Source data —
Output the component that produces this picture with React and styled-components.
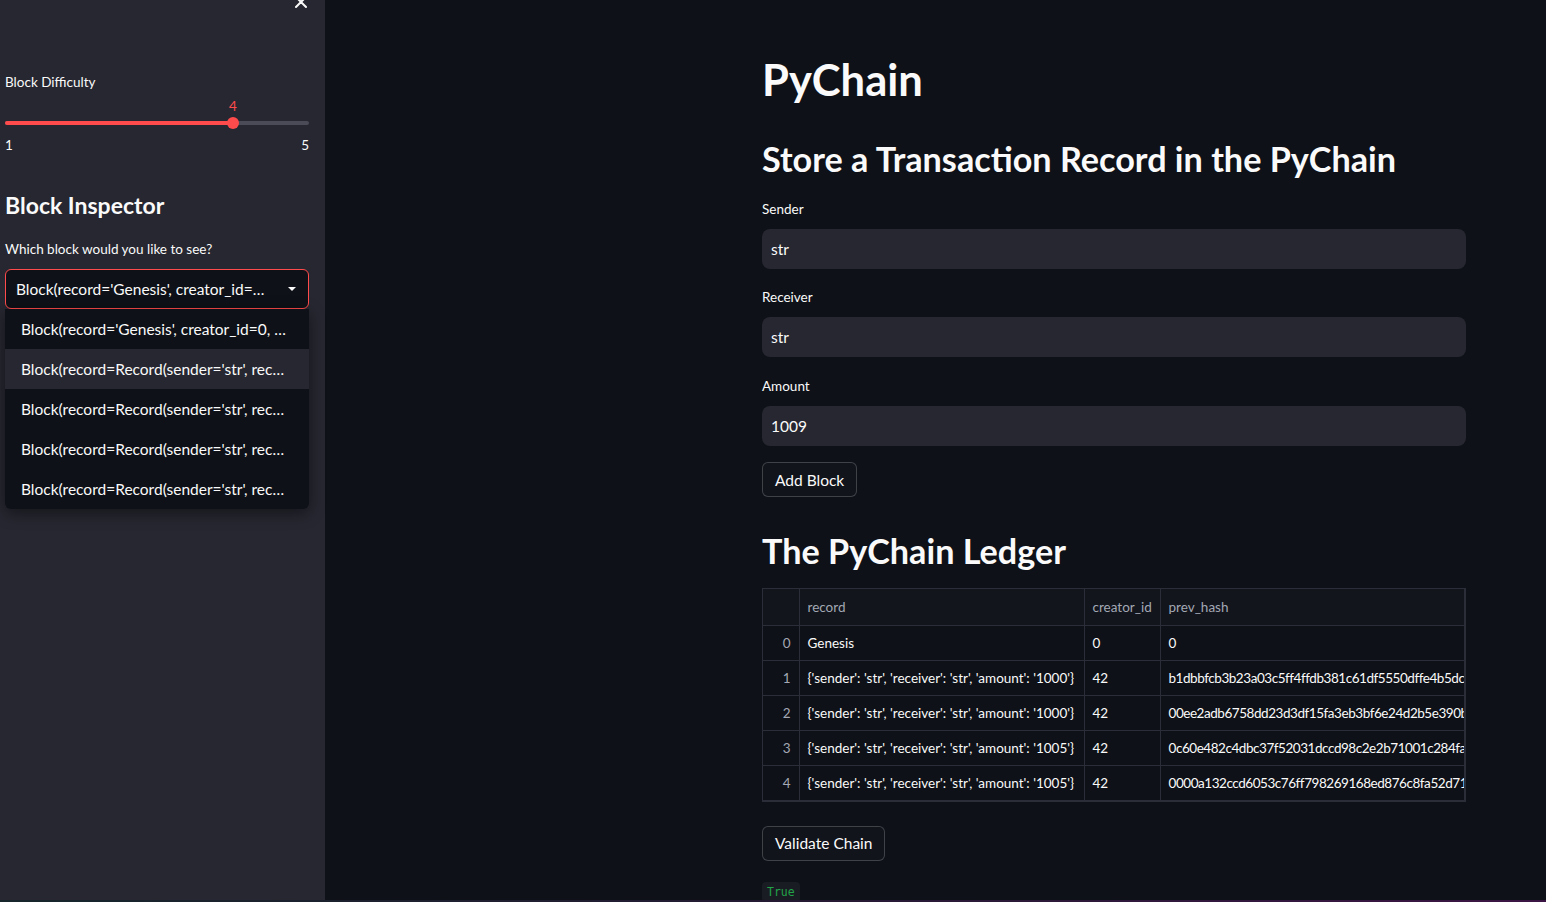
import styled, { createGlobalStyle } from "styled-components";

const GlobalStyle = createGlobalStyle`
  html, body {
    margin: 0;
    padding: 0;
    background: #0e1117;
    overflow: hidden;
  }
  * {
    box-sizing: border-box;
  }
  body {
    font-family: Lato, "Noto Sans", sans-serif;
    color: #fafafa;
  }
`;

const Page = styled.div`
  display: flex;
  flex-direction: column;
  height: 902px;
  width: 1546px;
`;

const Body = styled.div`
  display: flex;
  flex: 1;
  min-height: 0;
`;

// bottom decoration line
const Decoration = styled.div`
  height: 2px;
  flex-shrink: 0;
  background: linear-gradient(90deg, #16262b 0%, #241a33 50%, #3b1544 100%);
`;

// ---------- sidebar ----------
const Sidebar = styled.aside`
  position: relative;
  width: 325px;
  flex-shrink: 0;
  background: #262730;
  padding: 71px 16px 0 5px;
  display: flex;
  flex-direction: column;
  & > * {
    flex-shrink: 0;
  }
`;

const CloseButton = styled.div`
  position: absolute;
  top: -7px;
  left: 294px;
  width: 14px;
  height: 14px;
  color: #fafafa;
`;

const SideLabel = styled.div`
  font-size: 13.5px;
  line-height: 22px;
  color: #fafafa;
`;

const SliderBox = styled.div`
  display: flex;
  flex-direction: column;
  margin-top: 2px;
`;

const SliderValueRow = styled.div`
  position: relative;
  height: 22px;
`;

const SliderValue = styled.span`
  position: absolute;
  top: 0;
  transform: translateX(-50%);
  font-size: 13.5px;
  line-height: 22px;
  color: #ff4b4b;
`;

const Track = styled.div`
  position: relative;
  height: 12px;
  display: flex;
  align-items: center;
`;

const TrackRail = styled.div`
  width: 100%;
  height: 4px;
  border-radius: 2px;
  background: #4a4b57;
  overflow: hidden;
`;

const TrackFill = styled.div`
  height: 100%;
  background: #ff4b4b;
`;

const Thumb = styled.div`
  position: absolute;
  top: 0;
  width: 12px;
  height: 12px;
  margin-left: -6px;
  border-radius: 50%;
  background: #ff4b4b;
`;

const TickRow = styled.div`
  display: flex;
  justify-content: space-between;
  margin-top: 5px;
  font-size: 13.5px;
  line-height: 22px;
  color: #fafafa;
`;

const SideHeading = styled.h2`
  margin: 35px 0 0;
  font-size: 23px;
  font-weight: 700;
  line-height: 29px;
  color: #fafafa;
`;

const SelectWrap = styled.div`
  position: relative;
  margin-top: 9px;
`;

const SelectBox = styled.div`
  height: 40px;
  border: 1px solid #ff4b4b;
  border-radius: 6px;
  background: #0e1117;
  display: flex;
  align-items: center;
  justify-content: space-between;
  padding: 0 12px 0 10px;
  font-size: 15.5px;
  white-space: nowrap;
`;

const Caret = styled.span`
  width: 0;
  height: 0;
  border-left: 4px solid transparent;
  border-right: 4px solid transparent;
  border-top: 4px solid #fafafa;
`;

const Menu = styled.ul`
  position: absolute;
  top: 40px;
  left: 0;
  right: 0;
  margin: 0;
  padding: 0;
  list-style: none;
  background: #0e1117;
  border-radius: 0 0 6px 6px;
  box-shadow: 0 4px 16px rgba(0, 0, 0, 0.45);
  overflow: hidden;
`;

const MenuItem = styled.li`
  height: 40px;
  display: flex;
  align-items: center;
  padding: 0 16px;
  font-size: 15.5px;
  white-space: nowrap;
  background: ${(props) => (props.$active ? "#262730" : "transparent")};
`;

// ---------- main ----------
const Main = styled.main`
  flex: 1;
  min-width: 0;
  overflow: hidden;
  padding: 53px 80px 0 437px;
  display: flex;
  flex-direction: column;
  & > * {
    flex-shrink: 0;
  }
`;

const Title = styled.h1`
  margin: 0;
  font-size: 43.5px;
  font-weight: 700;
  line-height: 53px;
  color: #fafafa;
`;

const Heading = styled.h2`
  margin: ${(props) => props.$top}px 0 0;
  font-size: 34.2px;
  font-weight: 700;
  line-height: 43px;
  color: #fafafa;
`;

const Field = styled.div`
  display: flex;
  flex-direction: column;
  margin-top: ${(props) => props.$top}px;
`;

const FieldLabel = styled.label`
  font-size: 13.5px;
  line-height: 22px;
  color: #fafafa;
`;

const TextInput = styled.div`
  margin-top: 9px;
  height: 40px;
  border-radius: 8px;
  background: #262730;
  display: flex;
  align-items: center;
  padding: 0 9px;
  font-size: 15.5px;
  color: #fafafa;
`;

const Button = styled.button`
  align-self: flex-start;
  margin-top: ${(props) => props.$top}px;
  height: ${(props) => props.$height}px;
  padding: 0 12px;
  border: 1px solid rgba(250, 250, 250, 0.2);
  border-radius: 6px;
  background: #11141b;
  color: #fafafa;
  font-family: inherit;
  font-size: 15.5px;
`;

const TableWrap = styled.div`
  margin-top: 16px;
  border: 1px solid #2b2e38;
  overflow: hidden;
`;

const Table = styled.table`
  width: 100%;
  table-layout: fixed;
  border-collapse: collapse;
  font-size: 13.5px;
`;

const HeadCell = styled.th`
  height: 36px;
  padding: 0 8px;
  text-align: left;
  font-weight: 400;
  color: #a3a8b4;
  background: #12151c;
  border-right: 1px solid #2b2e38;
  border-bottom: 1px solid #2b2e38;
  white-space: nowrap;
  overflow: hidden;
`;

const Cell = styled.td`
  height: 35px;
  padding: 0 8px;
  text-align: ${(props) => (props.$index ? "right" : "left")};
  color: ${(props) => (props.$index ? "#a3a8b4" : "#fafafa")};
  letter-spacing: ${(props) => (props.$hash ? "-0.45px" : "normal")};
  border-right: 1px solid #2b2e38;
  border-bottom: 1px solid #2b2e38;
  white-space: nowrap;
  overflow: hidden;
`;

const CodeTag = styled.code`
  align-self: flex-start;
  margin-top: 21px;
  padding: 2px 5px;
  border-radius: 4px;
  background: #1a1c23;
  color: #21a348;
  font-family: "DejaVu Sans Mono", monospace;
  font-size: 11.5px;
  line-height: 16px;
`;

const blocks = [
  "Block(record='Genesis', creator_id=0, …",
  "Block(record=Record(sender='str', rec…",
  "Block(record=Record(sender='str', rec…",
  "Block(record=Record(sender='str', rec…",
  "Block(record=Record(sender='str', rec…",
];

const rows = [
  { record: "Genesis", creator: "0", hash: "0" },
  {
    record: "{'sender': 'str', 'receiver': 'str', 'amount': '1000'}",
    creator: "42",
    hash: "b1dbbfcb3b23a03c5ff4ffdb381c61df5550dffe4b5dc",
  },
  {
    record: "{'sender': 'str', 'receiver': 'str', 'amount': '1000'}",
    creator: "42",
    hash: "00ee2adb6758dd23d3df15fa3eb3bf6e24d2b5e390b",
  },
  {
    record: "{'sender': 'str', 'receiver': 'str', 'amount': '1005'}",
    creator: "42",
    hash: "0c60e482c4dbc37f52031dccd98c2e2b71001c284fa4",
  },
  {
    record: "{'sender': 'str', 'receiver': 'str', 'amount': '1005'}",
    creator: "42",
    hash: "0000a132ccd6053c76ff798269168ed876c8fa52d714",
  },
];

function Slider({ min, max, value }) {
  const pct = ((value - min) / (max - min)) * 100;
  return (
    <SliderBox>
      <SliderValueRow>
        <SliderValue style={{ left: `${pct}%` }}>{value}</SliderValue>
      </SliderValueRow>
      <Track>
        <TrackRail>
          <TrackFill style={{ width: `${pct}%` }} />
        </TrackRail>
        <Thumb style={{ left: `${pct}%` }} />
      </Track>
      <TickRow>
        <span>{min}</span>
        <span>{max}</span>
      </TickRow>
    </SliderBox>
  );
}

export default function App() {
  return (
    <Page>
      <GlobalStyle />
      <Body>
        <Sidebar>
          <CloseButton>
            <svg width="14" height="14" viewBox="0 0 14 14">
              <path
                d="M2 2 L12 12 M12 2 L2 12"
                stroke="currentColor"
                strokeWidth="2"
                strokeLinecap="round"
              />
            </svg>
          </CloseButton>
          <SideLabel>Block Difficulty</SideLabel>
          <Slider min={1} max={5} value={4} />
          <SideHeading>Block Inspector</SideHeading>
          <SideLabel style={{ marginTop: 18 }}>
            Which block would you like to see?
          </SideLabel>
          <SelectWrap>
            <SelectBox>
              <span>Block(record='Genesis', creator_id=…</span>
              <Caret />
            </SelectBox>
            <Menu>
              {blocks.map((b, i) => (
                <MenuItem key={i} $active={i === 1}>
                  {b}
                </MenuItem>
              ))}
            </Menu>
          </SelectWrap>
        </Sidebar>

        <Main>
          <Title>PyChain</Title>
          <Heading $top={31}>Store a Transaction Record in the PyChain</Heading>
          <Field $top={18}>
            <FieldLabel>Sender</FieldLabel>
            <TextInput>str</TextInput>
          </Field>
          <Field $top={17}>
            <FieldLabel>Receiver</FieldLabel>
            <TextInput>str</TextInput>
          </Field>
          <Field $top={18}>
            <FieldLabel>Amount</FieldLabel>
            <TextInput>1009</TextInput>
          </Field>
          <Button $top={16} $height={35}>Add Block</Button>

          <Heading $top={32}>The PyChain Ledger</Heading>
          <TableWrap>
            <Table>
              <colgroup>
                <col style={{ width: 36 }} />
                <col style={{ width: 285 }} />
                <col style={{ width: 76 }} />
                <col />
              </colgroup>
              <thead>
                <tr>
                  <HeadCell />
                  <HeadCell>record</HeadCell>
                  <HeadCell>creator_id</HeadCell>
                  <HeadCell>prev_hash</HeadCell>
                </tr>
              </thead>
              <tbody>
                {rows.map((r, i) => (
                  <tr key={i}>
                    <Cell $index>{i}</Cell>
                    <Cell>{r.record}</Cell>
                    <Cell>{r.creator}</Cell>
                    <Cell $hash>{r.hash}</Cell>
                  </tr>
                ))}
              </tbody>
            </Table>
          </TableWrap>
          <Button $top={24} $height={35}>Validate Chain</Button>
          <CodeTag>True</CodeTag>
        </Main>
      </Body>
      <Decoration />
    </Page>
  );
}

Your objective — Lines that include the word "components" — how many are there in the data? Answer with the number alone.

Result for this task — 2